Specification work was never focused on the end users, it's focused at the user agents or others who have to implement the specifications. The Mozillas, Apples, Operas, Microsoft, et al. The only reason I pay attention to any of it is because of my concern about extensibility.
In the meantime, the new stuff that is HTML5 is leaking into browsers now, not years from now. That's part of the specification process—actual implementation on the street in order to "proof the spec", as it were. And pieces of HTML5 are not just showing up in Firefox, Opera, and Safari/WebKit— IE8 has a few HTML5 tricks up its sleeve.
Heck, HTML5 isn't the only longish spec under development. CSS 2 started in 1998, the lost call for CSS 2.1 was in 2002, the candidate recommendation was in 2007, and Microsoft is only now providing CSS 2.1 support. That's ten years, end to end.
In the meantime, I'm using CSS3 stuff that's only supported by a couple of browsers, and the final release of all the CSS3 bits is probably years out, too.
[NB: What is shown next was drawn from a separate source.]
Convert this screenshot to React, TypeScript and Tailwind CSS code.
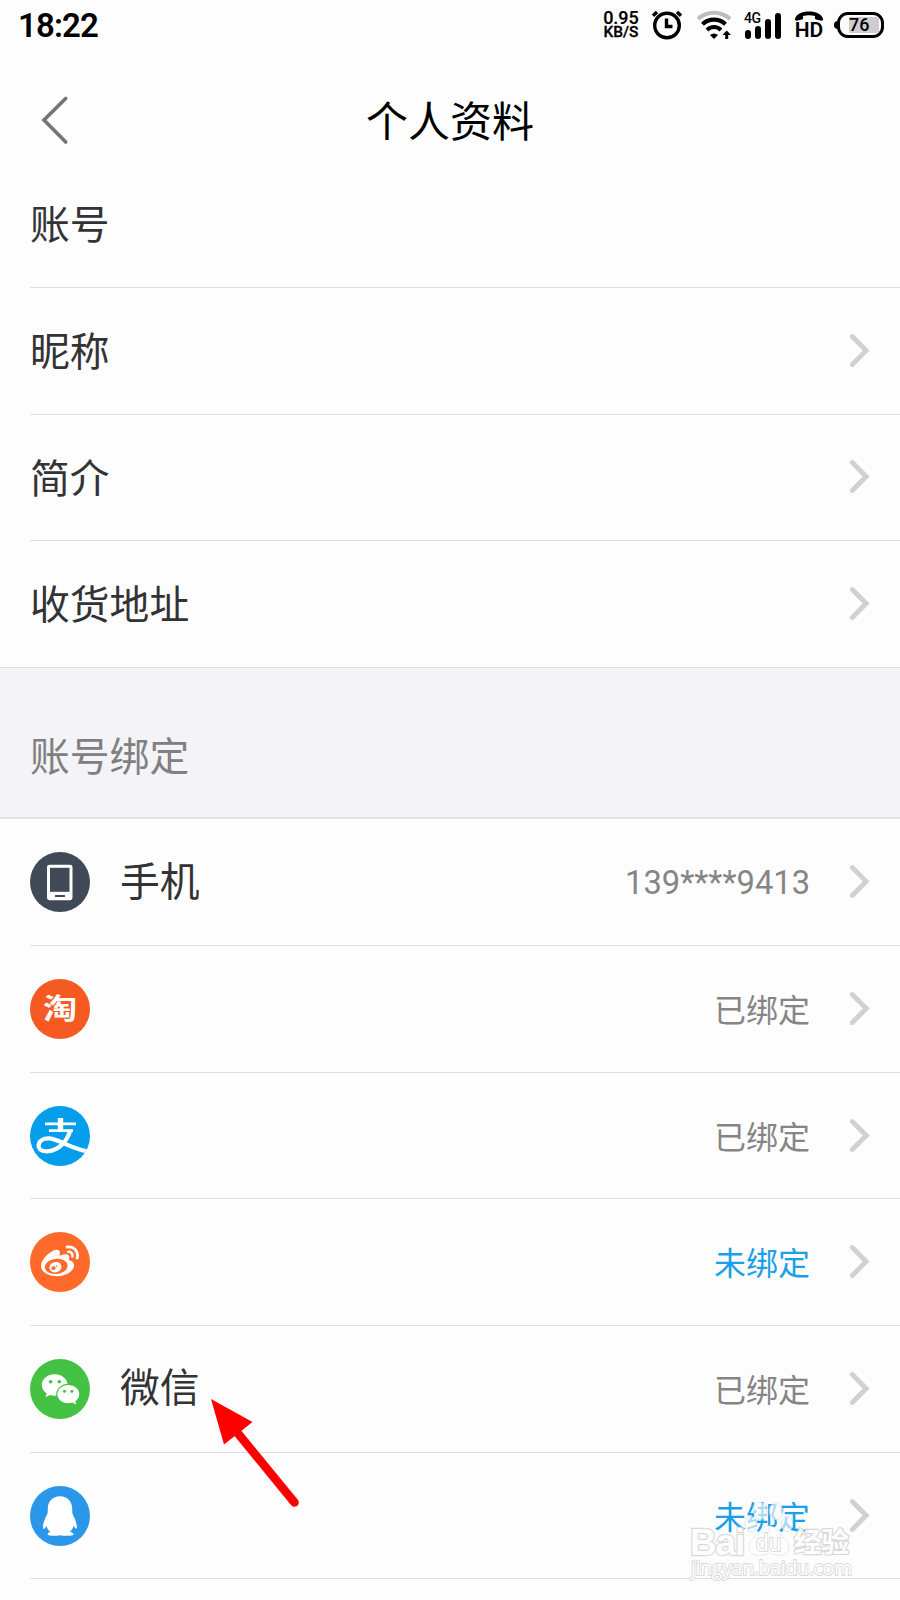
import type { ReactNode } from "react";
import clsx from "clsx";
import { FaWeibo } from "react-icons/fa";

const profileRows = [
  { label: "账号", arrow: false },
  { label: "昵称", arrow: true },
  { label: "简介", arrow: true },
  { label: "收货地址", arrow: true },
];

const Chevron = () => (
  <svg className="h-[36px] w-[22px] shrink-0" viewBox="0 0 22 36" fill="none">
    <path d="M3.3 3.5 17.2 17.5 3.3 31.5" stroke="#d1d0d6" strokeWidth="4.8" strokeLinecap="round" strokeLinejoin="miter" />
  </svg>
);

const PhoneIcon = () => (
  <svg className="size-full" viewBox="0 0 60 60">
    <rect x="17" y="12.800" width="25.5" height="35.400" rx="2.4" fill="#fff" />
    <rect x="20" y="15.8" width="19.500" height="24" fill="#3f4a56" />
    <rect x="25" y="43" width="10" height="2" rx="0.5" fill="#3f4a56" />
  </svg>
);

const AlipayIcon = () => (
  <svg className="size-full" viewBox="0 0 60 60" fill="none" stroke="#fff">
    <path d="M15 17.800h31" strokeWidth="2.8" />
    <path d="M30.500 12v13" strokeWidth="5.4" />
    <path d="M19 24.600h24" strokeWidth="2.8" />
    <path d="M40.300 24C38 33 30 45.300 16.500 45.300 10.500 45.300 8.300 42.500 8.600 39.300 9 35 13 32.400 18.500 32.400 28 32.400 39 42 57 45.200" strokeWidth="4.2" />
  </svg>
);

const WechatIcon = () => (
  <svg className="size-full" viewBox="0 0 60 60">
    <path d="M24.600 15.200C17.500 15.200 11.800 20 11.800 26c0 3.500 1.900 6.500 4.900 8.500L15.500 38.300l4.700-2.300c1.400.4 2.900.7 4.500.7 7 0 12.900-4.800 12.900-10.700S31.700 15.200 24.600 15.200Z" fill="#fff" />
    <ellipse cx="38.200" cy="35.300" rx="12" ry="10.500" fill="#45c143" />
    <path d="M38.300 26c6.100 0 11 4.100 11 9.200 0 2.900-1.600 5.400-4 7.100l.9 3.200-3.800-1.900c-1.300.4-2.700.6-4.100.6-6.100 0-10.900-4-10.900-9s4.800-9.200 10.900-9.200Z" fill="#fff" />
    <g fill="#45c143">
      <circle cx="20.600" cy="22.800" r="1.800" />
      <circle cx="29.300" cy="22.800" r="1.800" />
      <circle cx="34.500" cy="32.300" r="1.500" />
      <circle cx="41.900" cy="32.300" r="1.500" />
    </g>
  </svg>
);

const QQIcon = () => (
  <svg className="size-full" viewBox="0 0 60 60">
    <path
      d="M30 10.300C22.500 10.300 18 15.600 17.800 22.300L17.700 27C16.200 30.500 12.800 37 13 40.600 13.100 42.600 13.600 43.300 14.200 42.900 15 42.400 16 41 16.500 39.800 17 42.400 18.200 44.600 20.300 45.400 18.800 46 17.500 47.500 17.700 48.500 18.100 50.200 26.500 50 30 49.200 33.500 50 43 50.200 43.800 48.500 44 47.500 41.400 46 39.700 45.400 41.800 44.600 43 42.400 43.500 39.800 44.500 41.500 45.800 43 46.400 42.600 47.400 41.500 46.500 37.500 45.500 34.800 44.500 31.600 43 29.500 42.300 27L42.200 22.300C42 15.600 37.500 10.300 30 10.300Z"
      fill="#fff"
    />
  </svg>
);

interface Binding {
  id: string;
  label?: string;
  status: string;
  bound: boolean;
  color: string;
  icon: ReactNode;
}

const bindings: Binding[] = [
  { id: "phone", label: "手机", status: "139****9413", bound: true, color: "bg-[#3f4a56]", icon: <PhoneIcon /> },
  {
    id: "taobao",
    status: "已绑定",
    bound: true,
    color: "bg-[#f55a22]",
    icon: <span className="scale-x-[1.22] pt-[3px] text-[28px] leading-none font-bold text-white">淘</span>,
  },
  { id: "alipay", status: "已绑定", bound: true, color: "bg-[#059eea]", icon: <AlipayIcon /> },
  { id: "weibo", status: "未绑定", bound: false, color: "bg-[#ff6a2a]", icon: <FaWeibo className="size-[38px] text-white" /> },
  { id: "wechat", label: "微信", status: "已绑定", bound: true, color: "bg-[#45c143]", icon: <WechatIcon /> },
  { id: "qq", status: "未绑定", bound: false, color: "bg-[#2b97ea]", icon: <QQIcon /> },
];

const StatusBar = () => (
  <div className="flex h-[50px] items-center justify-between pr-[16px] pl-[18px] text-black">
    <span className="text-[33px] leading-none font-semibold tracking-[-0.900px]">18:22</span>
    <div className="flex items-center">
      <div className="mr-[11px] flex w-[38px] flex-col items-center font-medium">
        <span className="text-[18px] leading-[15px] [-webkit-text-stroke:0.2px_black]">0.95</span>
        <span className="text-[15.500px] leading-[15px] [-webkit-text-stroke:0.3px_black]">KB/S</span>
      </div>
      {/* alarm */}
      <svg className="mr-[13px] h-[30px] w-[32px]" viewBox="0 0 32 30" fill="none" stroke="#000">
        <circle cx="16" cy="15.500" r="12.300" strokeWidth="3.4" />
        <path d="M15.500 8.500v8h6" strokeWidth="3.4" />
        <path d="M2 5.800 6 2M30 5.800 26 2" strokeWidth="3.4" />
      </svg>
      {/* wifi */}
      <svg className="mr-[12px] h-[30px] w-[36px]" viewBox="0 0 36 30" fill="none">
        <path d="M2 9C11 .8 25 .8 34 9" stroke="#bdbdbd" strokeWidth="4" />
        <path d="M6.500 14.200C13 8.200 23 8.200 29.500 14.200" stroke="#000" strokeWidth="4.200" />
        <path d="M11 20C15 16 21 16 25 20" stroke="#000" strokeWidth="4" />
        <path d="M18 29 14 25C16.500 23 19.500 23 22 25Z" fill="#000" />
        <path d="M30.700 20.500 35 25H32.200V29H29.200V25H26.500Z" fill="#000" />
      </svg>
      {/* signal */}
      <div className="relative mr-[14px] flex h-[27px] w-[37px] items-end justify-end gap-[4px]">
        <span className="absolute -top-px left-0 text-[14px] leading-none font-medium tracking-tight">4G</span>
        <i className="h-[9px] w-[6px] rounded-full bg-black" />
        <i className="h-[13px] w-[6px] rounded-full bg-black" />
        <i className="h-[20px] w-[6px] rounded-full bg-black" />
        <i className="h-[26px] w-[6px] rounded-full bg-black" />
      </div>
      {/* HD call */}
      <div className="mr-[11px] flex h-[28px] w-[28px] flex-col items-center">
        <svg className="h-[11px] w-[28px] shrink-0" viewBox="0 0 28 11">
          <path d="M0 8C1 3 7 .5 14 .5S27 3 28 8C28 9.500 27 10 25.500 9.500L21 8.500C19.500 8 20 6.500 20 5 16 4 12 4 8 5 8 6.500 8.500 8 7 8.500L2.500 9.500C1 10 0 9.500 0 8Z" />
        </svg>
        <span className="text-[21px] leading-[17px] font-semibold">HD</span>
      </div>
      {/* battery */}
      <div className="flex items-center">
        <i className="-mr-px h-[8px] w-[4px] rounded-l-full bg-black" />
        <div className="flex h-[26px] w-[47px] items-center justify-end rounded-[11px] border-[3px] border-black pr-[2px]">
          <span className="flex h-[16px] w-[30px] items-center bg-[#cfcdd2] text-[18px] leading-none font-medium">76</span>
        </div>
      </div>
    </div>
  </div>
);

const Watermark = () => (
  <div className="absolute top-[1500px] left-[690px] h-[82px] w-[164px] text-white opacity-90 [paint-order:stroke_fill] [-webkit-text-stroke:2.4px_#d6d6d6]">
    <svg className="absolute top-[2px] left-[54px] h-[54px] w-[50px]" viewBox="0 0 50 54" fill="#fff" fillOpacity="0.7" stroke="#d0d4d8" strokeWidth="1">
      <ellipse cx="16" cy="9" rx="6.500" ry="8.500" />
      <ellipse cx="32" cy="9" rx="6.500" ry="8.500" />
      <ellipse cx="6.500" cy="22" rx="5.500" ry="7.500" />
      <ellipse cx="43" cy="22" rx="5.500" ry="7.500" />
      <path d="M25 24C19 24 17 30 10 36 2 42 5 53 14 53 19 53 21 51.500 25 51.500S32 53 36 53C45 53 48 42 40 36 33 30 31 24 25 24Z" fillOpacity="1" />
    </svg>
    <span className="absolute top-[24px] left-0 font-['Liberation_Sans'] text-[37px] leading-none font-bold tracking-[-1.200px]">Bai</span>
    <span className="absolute top-[32px] left-[66px] font-['Liberation_Sans'] text-[23px] leading-none [-webkit-text-stroke-width:1.8px]">du</span>
    <span className="absolute top-[29px] left-[104px] text-[27.500px] leading-none font-bold">经验</span>
    <span className="absolute top-[58px] left-px font-['Open_Sans'] text-[19.600px] leading-none tracking-[-0.350px] [-webkit-text-stroke-width:1.8px]">jingyan.baidu.com</span>
  </div>
);

const App = () => {
  return (
    <div className="relative h-[1600px] w-[900px] overflow-hidden bg-[#fdfdfd] font-[Roboto,'Noto_Sans_CJK_SC',sans-serif] text-[#333335]">
      <StatusBar />

      <header className="grid h-[111.300px] grid-cols-[1fr_auto_1fr] items-center">
        <svg className="ml-[40px] h-[50px] w-[32px] translate-y-[14px]" viewBox="0 0 32 50" fill="none">
          <path d="M25.700 3.500 4 25 25.700 47" stroke="#747474" strokeWidth="3.600" strokeLinecap="round" />
        </svg>
        <h1 className="translate-y-[17px] text-[42px] leading-none text-black">个人资料</h1>
      </header>

      <ul>
        {profileRows.map((row, index) => (
          <li key={row.label} className="flex h-[126.660px] items-end">
            <div
              className={clsx(
                "flex h-full w-full items-center justify-between border-b border-[#dedee0] pr-[29px]",
                index === profileRows.length - 1 ? "pl-[30px]" : "ml-[30px]"
              )}
            >
              <span className="pt-[4px] text-[39.800px] leading-none">{row.label}</span>
              {row.arrow && <Chevron />}
            </div>
          </li>
        ))}
      </ul>

      <div className="flex h-[151.500px] items-center border-b-2 border-[#e3e2e6] bg-[#f4f3f7] pt-[31px] pl-[30px] text-[39.800px] leading-none text-[#808080]">
        账号绑定
      </div>

      <ul>
        {bindings.map((item) => (
          <li key={item.id} className="ml-[30px] flex h-[126.660px] items-center border-b border-[#dedee0] pr-[29px]">
            <span className={clsx("flex size-[60px] items-center justify-center overflow-hidden rounded-full", item.color)}>
              {item.icon}
            </span>
            <span className="ml-[30px] pt-px text-[39.800px] leading-none">{item.label}</span>
            <span
              className={clsx(
                "mr-[39px] ml-auto leading-none",
                item.id === "phone" ? "pt-[3px] text-[32.700px]" : "pt-[4px] text-[32px]",
                item.bound ? "text-[#858585]" : "text-[#1a9fe8]"
              )}
            >
              {item.status}
            </span>
            <Chevron />
          </li>
        ))}
      </ul>

      <Watermark />

      {/* pointer to the WeChat row */}
      <svg className="absolute top-[1395px] left-[205px] h-[115px] w-[100px]" viewBox="0 0 100 115">
        <path d="M31 36 89.500 107.500" stroke="#fe0000" strokeWidth="8.600" strokeLinecap="round" />
        <path d="M6 4 47.500 27 19 49.500Z" fill="#fe0000" />
      </svg>
    </div>
  );
};

export default App;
Of course, I only play around with my own spaces—professional web designers and developers know that we can't necessarily use the shiny new stuff for client applications, because we're still having to support browsers that are seven years old.
Hey! We're still supporting browsers almost as old as the timeline when HTML5 will be finalized! I guess things aren't as "today" and "now" as we think they are.
The point is, specifications take time, or at least, good specifications typically take time. Any doofus can toss a quick spec out and call it done, but who wants to use the doofus spec?
That schedule part of what Ian had to say didn't phase me. As far as I'm concerned, the group can take as long as it needs. In the meantime, I'll play around with the local storage, and some of the other odds and ends, as I keep putting in my annoying "But what about SVG?" "But what about RDF?" oar; probably helping to slow the development of the spec, even more.